HEART patients in the region have been given £7m help amid reports that the tide is turning in the war against Britain's biggest killer.

The Government has announced it is investing the money to extend the regional cardiothoracic unit, at the Freeman Hospital, Newcastle.

The announcement came on the day that Health Secretary Dr John Reid announced a dramatic fall in heart deaths, which he said was without parallel anywhere else in the world.

Dr Reid also announced plans to provide a 24-hour angioplasty service (where arteries are unblocked) to save more lives.

Freeman chief executive, Len Fenwick, said: "This will mean we will be able to increase the number of heart procedures, from bypass surgery to angioplasty by around 700 a year."

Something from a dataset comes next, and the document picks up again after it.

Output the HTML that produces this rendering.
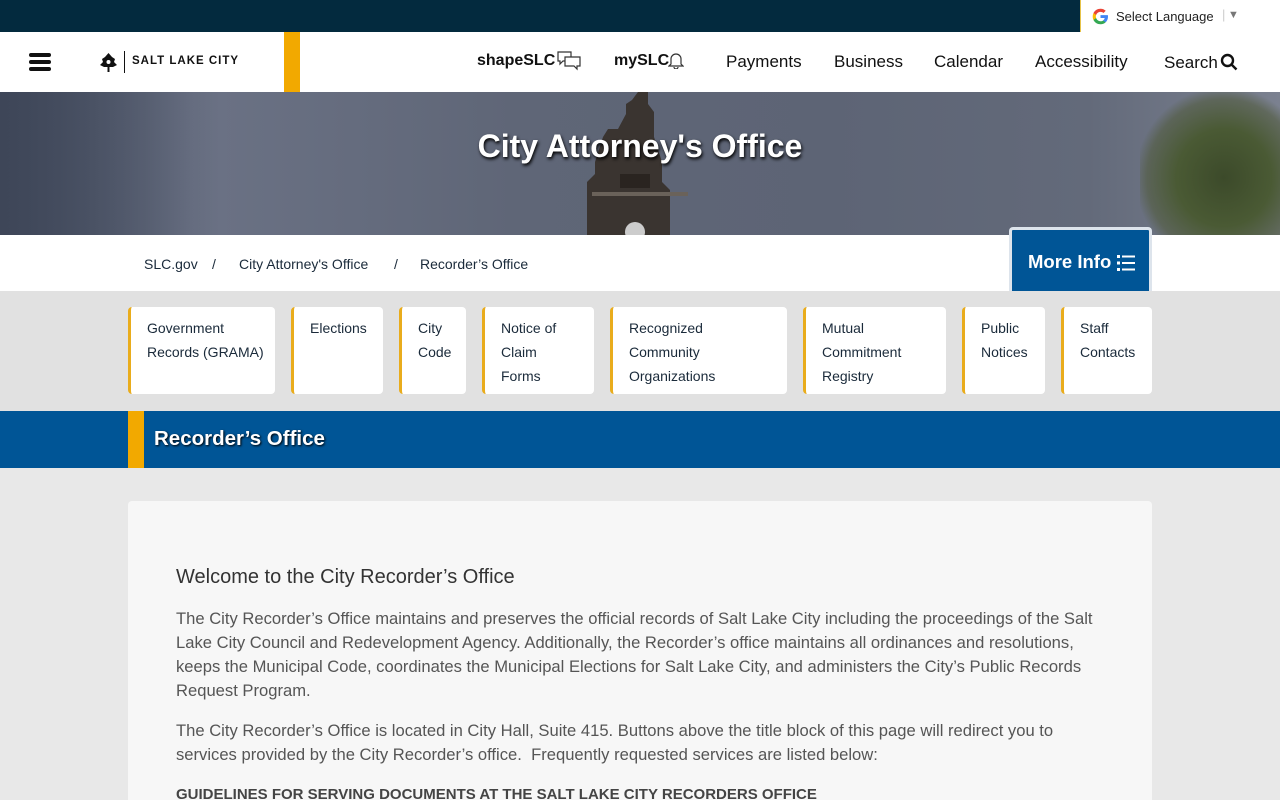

It should take the total up from 2,300 to 3,000 a year.

Dr Reid and Heart Tsar Dr Roger Boyle have published their progress report since the introduction four years ago of the national service framework for heart disease.

Dr Boyle said if the fall in heart deaths in both men and women continued, fatalities among under-65s could be almost zero by about 2012.

Figures from the report showed that more than 90 men per 100,000 died of heart disease in 1990. By 2000 this figure had dropped to about 50.

Deaths among women also showed a steady decline, from about 25 per 100,000 in 1990 to about ten in 2000.

The report showed that eight out of ten heart attack patients received clot-busting drugs within 30 minutes of arriving at hospital last year, compared with less than four in ten in 2000.

It is expected that, by the end of the month, no heart patients will have to wait more than six months for an operation, compared with the 2,700 who were waiting that long in 2002.

In South Durham, Teesside and North Yorkshire, the average wait for a bypass operation has dropped to four months, from 18 months a few years ago.